North Table Mountain - Running Through History
I like to run at North Table Mountain, as I can put together a fun loop, bag a small peak, and work on rollers. I also like to know a bit about the places that I run, including my local home runs. North Table has a rich history, although little of it is known. It was first used extensively by the Northern Arapaho and other tribes, often for hunting and for defensive purposes. In Northern Arapaho North Table is nenebiihi'
bii3hiitoon, which literally means "north table." The actual place name has been lost. There is historical evidence of continued N. Arapaho use up through the 1870s, until they were forced onto reservations during the Plains Wars. Then, in 1894 Frank Bussert homesteaded on the top of the mesa, building a large house and farming several acres of land. According to Heine Foss, who purchased much of the mesa in the 1950s from Bussert's grandson, most of the prairie grasses had been overgrazed, and there were numerous eroded ditches and gullies, so much so that one would be hard to recognize it compared to today. Foss embarked on a multi-year program of planting grass seeds across the mesa to restore it, and when Jefferson County acquired most of the mesa land as open space, much of the mesa has slowly returned to it's pre-human environment. Today there are several small seasonal streams and ponds on the mesa, as well as a burgeoning population of mule deer and other wildlife.
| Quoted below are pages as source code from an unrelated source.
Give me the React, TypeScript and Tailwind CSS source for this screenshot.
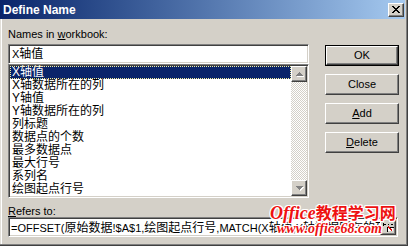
import React from 'react';

const raised =
  'border border-t-white border-l-white border-r-[#404040] border-b-[#404040] shadow-[inset_-1px_-1px_#808080]';
const sunken =
  'border border-t-[#808080] border-l-[#808080] border-r-white border-b-white shadow-[inset_1px_1px_#404040,inset_-1px_-1px_#d4d0c8]';

const names = [
  'X轴值',
  'X轴数据所在的列',
  'Y轴值',
  'Y轴数据所在的列',
  '列标题',
  '数据点的个数',
  '最多数据点',
  '最大行号',
  '系列名',
  '绘图起点行号',
];

// latin runs in 11px, CJK runs in 12px like the old dialog fonts
function Mixed({ text }: { text: string }) {
  const parts = text.match(/[\u4e00-\u9fff]+|[^\u4e00-\u9fff]+/g) || [];
  return (
    <>
      {parts.map((p, i) =>
        /[\u4e00-\u9fff]/.test(p) ? (
          <span key={i} className="text-[12px]">{p}</span>
        ) : (
          <span key={i} className="text-[11px]">{p}</span>
        )
      )}
    </>
  );
}

function Arrow({ up }: { up?: boolean }) {
  return (
    <svg width="9" height="6" viewBox="0 0 9 6" shapeRendering="crispEdges">
      <polygon points={up ? '4.5,1 8,5 1,5' : '1,1 8,1 4.5,5'} fill="#ffffff" transform="translate(1,1)" />
      <polygon points={up ? '4.5,1 8,5 1,5' : '1,1 8,1 4.5,5'} fill="#808080" />
    </svg>
  );
}

function Btn({ children, isDefault }: { children: React.ReactNode; isDefault?: boolean }) {
  const inner = (
    <div className={`${raised} flex-1 flex items-center justify-center bg-[#d4d0c8] text-[11px] text-black`}>
      {children}
    </div>
  );
  return isDefault ? (
    <div className="w-[74px] h-[21px] border border-black flex">{inner}</div>
  ) : (
    <div className="w-[74px] h-[21px] flex">{inner}</div>
  );
}

export default function App() {
  return (
    <div className="relative w-[408px] h-[246px] overflow-hidden bg-[#d4d0c8] border-r border-b border-[#404040] font-['Liberation_Sans','Noto_Sans_CJK_SC',sans-serif] text-black">
      <div className="h-full flex flex-col border-r border-b border-[#808080] pr-px">
        {/* Title bar */}
        <div className="h-[19px] shrink-0 flex items-center justify-between pl-[3px] pr-[1px] bg-gradient-to-r from-[#0a246a] to-[#a6caf0]">
          <span className="text-[12px] font-bold text-white leading-none">Define Name</span>
          <div className={`${raised} w-[16px] h-[14px] bg-[#d4d0c8] flex items-center justify-center`}>
            <svg width="8" height="7" viewBox="0 0 8 7" shapeRendering="crispEdges">
              <rect x="0" y="0" width="2" height="1" />
              <rect x="6" y="0" width="2" height="1" />
              <rect x="1" y="1" width="2" height="1" />
              <rect x="5" y="1" width="2" height="1" />
              <rect x="2" y="2" width="4" height="1" />
              <rect x="3" y="3" width="2" height="1" />
              <rect x="2" y="4" width="4" height="1" />
              <rect x="1" y="5" width="2" height="1" />
              <rect x="5" y="5" width="2" height="1" />
              <rect x="0" y="6" width="2" height="1" />
              <rect x="6" y="6" width="2" height="1" />
            </svg>
          </div>
        </div>

        {/* Body */}
        <div className="flex-1 flex flex-col pl-[8px] pr-[6px] pt-[9px] shadow-[inset_1px_0_#e2dfd9,inset_2px_0_#ffffff]">
          <div className="flex gap-[16px]">
            <div className="w-[302px] flex flex-col">
              <div className="h-[13px] text-[11px] leading-[13px]">
                Names in <span className="underline underline-offset-1">w</span>orkbook:
              </div>
              <div className={`${sunken} mt-[3px] h-[20px] bg-white flex items-center pl-[3px] leading-none`}>
                <Mixed text="X轴值" />
              </div>
              <div className={`${sunken} h-[134px] bg-white p-px flex`}>
                <div className="flex-1 flex flex-col">
                  {names.map((n, i) => (
                    <div
                      key={n}
                      className={`h-[13px] leading-[13px] text-[12px] pl-[2px] whitespace-nowrap ${
                        i === 0
                          ? 'bg-[#0a246a] text-white outline outline-1 outline-dotted outline-[#f4f0a0] -outline-offset-1'
                          : ''
                      }`}
                    >
                      {n}
                    </div>
                  ))}
                </div>
                <div className="w-[16px] flex flex-col">
                  <div className={`${raised} h-[16px] bg-[#d4d0c8] flex items-center justify-center`}>
                    <Arrow up />
                  </div>
                  <div className="flex-1 bg-[repeating-conic-gradient(#d4d0c8_0%_25%,#ffffff_0%_50%)] bg-[length:2px_2px]" />
                  <div className={`${raised} h-[16px] bg-[#d4d0c8] flex items-center justify-center`}>
                    <Arrow />
                  </div>
                </div>
              </div>
            </div>

            <div className="flex flex-col gap-[8px] pt-[17px]">
              <Btn isDefault>OK</Btn>
              <Btn>Close</Btn>
              <Btn>
                <span className="underline underline-offset-1">A</span>dd
              </Btn>
              <Btn>
                <span className="underline underline-offset-1">D</span>elete
              </Btn>
            </div>
          </div>

          <div className="mt-[7px] h-[12px] text-[11px] leading-[12px]">
            <span className="underline underline-offset-1">R</span>efers to:
          </div>
          <div className={`${sunken} w-[390px] h-[20px] bg-white p-px flex items-center`}>
            <div className="flex-1 overflow-hidden whitespace-nowrap pl-[1px] leading-none">
              <Mixed text="=OFFSET(原始数据!$A$1,绘图起点行号,MATCH(X轴值,X轴数据所在的列,0)-1,0,数据点的个数,1)" />
            </div>
            <div className={`${raised} w-[16px] h-[16px] bg-[#d4d0c8] flex items-center justify-center`}>
              <svg width="11" height="10" viewBox="0 0 11 10" shapeRendering="crispEdges">
                <rect x="0" y="1" width="1" height="3" fill="#000" />
                <rect x="1" y="2" width="2" height="1" fill="#000" />
                <rect x="5" y="2" width="1" height="1" fill="#000" />
                <rect x="8" y="2" width="2" height="1" fill="#000" />
                <rect x="4" y="5" width="7" height="5" fill="none" stroke="#000" strokeWidth="1" />
                <rect x="5" y="6" width="5" height="3" fill="#fff" />
                <polygon points="5,4 9,8 8,9 4,5" fill="#e01010" />
              </svg>
            </div>
          </div>
        </div>
      </div>

      {/* watermark overlay */}
      <div className="absolute left-[270px] top-[204px] flex items-baseline leading-none text-[#ee1111] font-bold [text-shadow:1px_0_#fff,-1px_0_#fff,0_1px_#fff,0_-1px_#fff,1px_1px_#fff,-1px_-1px_#fff,1px_-1px_#fff,-1px_1px_#fff]">
        <span className="font-['Liberation_Serif',serif] italic text-[18px]">Office</span>
        <span className="font-['Noto_Sans_CJK_SC',sans-serif] text-[16px]">教程学习网</span>
      </div>
      <div className="absolute left-[277px] top-[222px] leading-none text-[#ee1111] font-bold italic font-['Liberation_Serif',serif] text-[14px] [text-shadow:1px_0_#fff,-1px_0_#fff,0_1px_#fff,0_-1px_#fff,1px_1px_#fff,-1px_-1px_#fff,1px_-1px_#fff,-1px_1px_#fff]">
        www.office68.com
      </div>
    </div>
  );
}
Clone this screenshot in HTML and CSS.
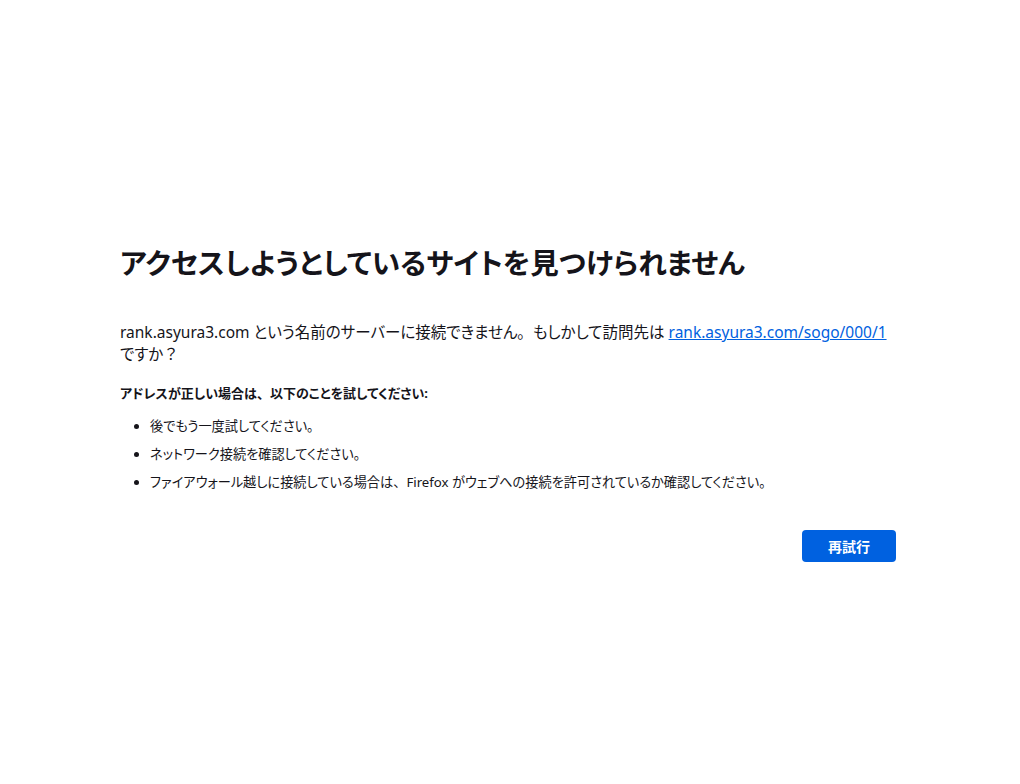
FILE: index.html
```html
<!DOCTYPE html>
<html lang="ja">
<head>
<meta charset="utf-8">
<title>サーバーが見つかりませんでした</title>
<link rel="stylesheet" href="styles.css">
</head>
<body>
<main class="container">
  <h1 class="title">アクセスしようとしているサイトを見つけられません</h1>
  <p class="desc">rank.asyura3.com という名前のサーバーに接続できません<span class="fw">。</span>もしかして訪問先は <a class="link" href="#">rank.asyura3.com/sogo/000/1</a> ですか<span class="fw">？</span></p>
  <p class="hint">アドレスが正しい場合は<span class="fw">、</span>以下のことを試してください:</p>
  <ul class="tips">
    <li>後でもう一度試してください<span class="fw">。</span></li>
    <li>ネットワーク接続を確認してください<span class="fw">。</span></li>
    <li>ファイアウォール越しに接続している場合は<span class="fw">、</span>Firefox がウェブへの接続を許可されているか確認してください<span class="fw">。</span></li>
  </ul>
  <div class="actions">
    <button class="retry">再試行</button>
  </div>
</main>
</body>
</html>
```

FILE: styles.css
```css
html, body {
  margin: 0;
  padding: 0;
  background: #ffffff;
}
body {
  font-family: "Noto Sans", "Noto Sans CJK JP", sans-serif;
  font-feature-settings: "palt";
  color: #15141a;
}
.fw {
  font-feature-settings: normal;
}
.container {
  width: 776px;
  margin-left: 120px;
  padding-top: 240px;
}
.title {
  margin: 0;
  font-size: 28.5px;
  line-height: 46px;
  font-weight: 700;
  letter-spacing: 0;
}
.desc {
  margin: 35px 0 0;
  font-size: 15.5px;
  line-height: 22px;
}
.link {
  color: #0061e0;
  text-decoration: underline;
}
.hint {
  margin: 17px 0 0;
  font-size: 13px;
  font-weight: 700;
  line-height: 22px;
}
.tips {
  margin: 12px 0 0;
  padding-left: 30px;
  font-size: 13.2px;
  line-height: 20px;
}
.tips li {
  margin-bottom: 8px;
}
.actions {
  display: flex;
  justify-content: flex-end;
  margin-top: 38px;
}
.retry {
  width: 94px;
  height: 32px;
  border: none;
  border-radius: 4px;
  background: #0061e0;
  color: #ffffff;
  font-family: "Noto Sans", "Noto Sans CJK JP", sans-serif;
  font-size: 14px;
  font-weight: 700;
}
```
I prefer to run the mesa early in the morning, when the light is just coming up. Today, with the weather changing, instead of a spectacular sunrise it was cloudy and grey. Still, it is possible to imagine what it was like 100-200 years ago when the mesa was truly wild and open - running through open prairie, past towering cliffs, over ancient lava flows, and along trickling brooks exposing weaknesses in the geology.